Heads say 1 June school reopening plan 'not feasible'

By Hannah Richardson
Education and social affairs reporter

School observing social distancing rules in DortmundImage source, EPA
Image caption,
Some classrooms have been converted in Germany

The planned reopening of schools in England on 1 June is not feasible, head teachers and council leaders have said.

National Association of Head Teachers head Paul Whiteman told MPs that, as his union understood official guidance, it would not be possible to reopen primaries as the government planned.

He told an MPs' committee many schools would not be able to accommodate the advised 15 pupils in their classrooms.

Guidance on socially distancing in class was published on Monday evening.

It came after Prime Minister Boris Johnson said on Sunday that he hoped primary schools would re-open to pupils from Reception, Year 1 and Year 6, on June 1 "at the earliest", if infection rates and the government's other tests at the time allow it.

'Void of trust'

The guidance recommended more class sizes be cut to 15 - to allow for a two metre distance between pupils - but Mr Whiteman said many of his head teacher colleagues said they would only be able to accommodate fewer pupils in classrooms.

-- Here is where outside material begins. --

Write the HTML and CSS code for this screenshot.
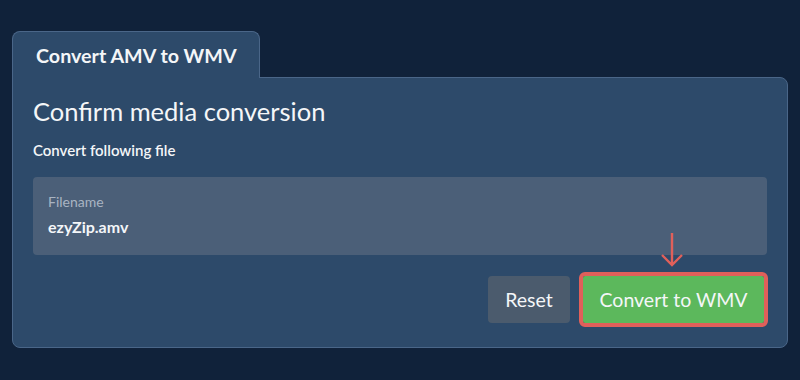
FILE: index.html
```html
<!DOCTYPE html>
<html lang="en">
<head>
  <meta charset="UTF-8" />
  <title>Convert AMV to WMV</title>
  <link rel="stylesheet" href="styles.css">
</head>
<body>
  <div class="wrap">
    <div class="tab">Convert AMV to WMV</div>
    <div class="panel">
      <h2>Confirm media conversion</h2>
      <div class="sub">Convert following file</div>

      <div class="file-box">
        <div class="label">Filename</div>
        <div class="name">ezyZip.amv</div>
      </div>

      <div class="actions">
        <button class="btn btn-reset">Reset</button>
        <div class="go">
          <svg class="arrow" width="24" height="36" viewBox="0 0 24 36">
            <path d="M12 1 V33 M2 23 L12 33 L22 23" fill="none" stroke="#e0605a" stroke-width="2.4" />
          </svg>
          <button class="btn btn-convert">Convert to WMV</button>
        </div>
      </div>
    </div>
  </div>
</body>
</html>
```

FILE: styles.css
```css
body {
  margin: 0;
  background-color: #10223a;
  font-family: Lato, "Open Sans", sans-serif;
  color: #f4f6f8;
}

.wrap {
  padding: 30px 0 0 12px;
  width: 776px;
}

.tab {
  display: inline-block;
  background-color: #2d4a6a;
  border: 1px solid #4a6688;
  border-bottom: none;
  border-radius: 8px 8px 0 0;
  padding: 12px 22px 0 23px;
  height: 34px;
  font-size: 19.7px;
  font-weight: bold;
  position: relative;
  top: 1px;
  z-index: 1;
}

.panel {
  background-color: #2d4a6a;
  border: 1px solid #4a6688;
  border-radius: 0 8px 8px 8px;
  padding: 16px 20px 24px 20px;
}

h2 {
  margin: 0;
  font-size: 25.5px;
  font-weight: normal;
  line-height: 34px;
}

.sub {
  font-size: 15px;
  font-weight: 600;
  margin-top: 13px;
}

.file-box {
  background-color: #4b5f78;
  border-radius: 4px;
  margin-top: 18px;
  height: 78px;
  padding: 0 15px;
  box-sizing: border-box;
  padding-top: 16px;
}

.label {
  font-size: 14px;
  color: #a9b4c2;
}

.name {
  font-size: 16px;
  font-weight: bold;
  margin-top: 7px;
}

.actions {
  display: flex;
  justify-content: flex-end;
  align-items: center;
  margin-top: 21px;
  gap: 13px;
}

.go {
  position: relative;
  margin-right: 3px;
}

.arrow {
  position: absolute;
  left: 77px;
  top: -44px;
}

.btn {
  font-family: Lato, "Open Sans", sans-serif;
  font-size: 19.5px;
  color: #f4f6f8;
  border: none;
  border-radius: 4px;
  height: 47px;
  cursor: pointer;
}

.btn-reset {
  background-color: #4b5b6d;
  width: 82px;
}

.btn-convert {
  background-color: #5cb85c;
  width: 181px;
  border-radius: 2px;
  outline: 4px solid #e0605a;
  display: block;
}
```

He told the Commons education select committee: "As we understand the requirements of social distancing today, we do not think that's possible in terms of the return that's outlined in what we've heard overnight and the day before.

The union was still getting to grips with the detail of the advice, he said which was only published late on Monday, he said.

"But," he added, "I think the real issue here is the very important bond of trust between school and family.

Image source, AFP
Image caption,
Primary school children have been going back to school in Copenhagen

"School leaders and teachers are in a position that they are not quite sure of the basics of the return, and the amount of risk that's being assumed in the school setting, and all of the survey data that we are getting at the moment is that the vast majority of children's parents at the moment don't have the confidence of a return around the 1st of June."

"If we are going to fill that void, we need to understand the underpinning science, we need to understand the medical advice that goes with it so we can then determine whether it's possible in that setting or not," he added.

Pastoral care

His views were echoed by Jenny Coles, president of the Association of Directors of Children's Services, who oversees local authority schools.

She told MPs there needed to be a lot of work locally in the communities around schools before a return to class would be feasible.

"This is not something that's going to be fixed by 1 June. It's going to take a lot of work and a lot of weeks to do that."

She said a five- or six-week lead in time was necessary to prepare parents and schools for the change.

Support around re-socialising pupils and pastoral care would be needed, and the message that had been so effective in keeping people home, would need to be reversed, so that parents felt comfortable sending their children out of their homes.

Mr Whiteman added on social distancing that individual schools were very different in terms of their buildings.

He said: "If social distancing is was we understand it, if the two metre rule is to be acted in schools, there are very many schools that simply say it's impossible to achieve 10, 12, six or even eight pupils [per class]."

Rebecca Long-Bailey, Labour's shadow education secretary, said the Department for Education guidance leaves school leaders unable to adequately plan for the reopening of their schools.

"There is still no realistic guidance for how social distancing will be kept in place with the age groups that will return first, how staff and families of children will be protected, or how class sizes of 15 will be achieved with the resources schools have."

She added that the government must urgently bring together education unions and the teaching profession to create a workable plan for the reopening of schools, when the science indicates it is safe to do so.